Small Tweaks That Make Hotspot Life Easier

If you rely on a hotspot often, these tweaks remove daily friction:

Keep the hotspot powered

Hotspots drain batteries. If your phone is the hotspot, plug it in as soon as you start driving. If you use a dedicated hotspot, keep it on a steady power source and place it where it won’t overheat.

Reduce device count when signal is weak

In low-coverage areas, fewer devices means fewer fights for bandwidth. If you’re trying to get directions and a work call done, ask passengers to pause heavy streaming until coverage improves.

Use one “car hotspot” profile

Set a hotspot name and password that you keep for months. Frequent changes mean more re-pairing, more typing, more annoyance.

A Simple Checklist For Road Trips

Run this quick list before you hit the highway:

  • Hotspot plan allows tethering and you know the hotspot data limit
  • Hotspot name and password are set and written in your notes app
  • Tesla has joined the hotspot once while parked
  • Wi-Fi “remain connected while driving” is enabled for the hotspot network
  • Charging cable is within reach of the hotspot device

Do that once, and you’ll stop thinking about it. Your passengers will just connect and get on with their stuff. You keep maps and music steady. That’s the goal.

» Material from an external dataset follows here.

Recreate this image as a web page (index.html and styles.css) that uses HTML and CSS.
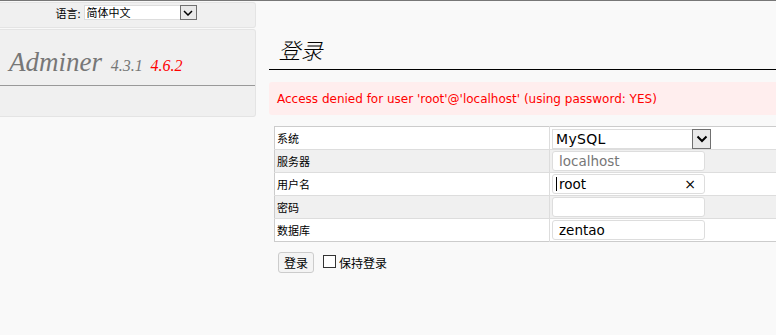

So, Should You Rely On Your Tesla For Internet?

Rely on the Tesla for car features, yes. Rely on the Tesla as a hotspot for your other devices, no. If you want cabin-wide Wi-Fi, a phone hotspot or dedicated hotspot is the cleanest path.

If you already have Premium Connectivity and still want passenger Wi-Fi, you’ll still need a hotspot source for phones, tablets, and laptops. If you don’t have Premium, a hotspot can cover many everyday needs for the screen too, as long as you keep the connection stable while driving.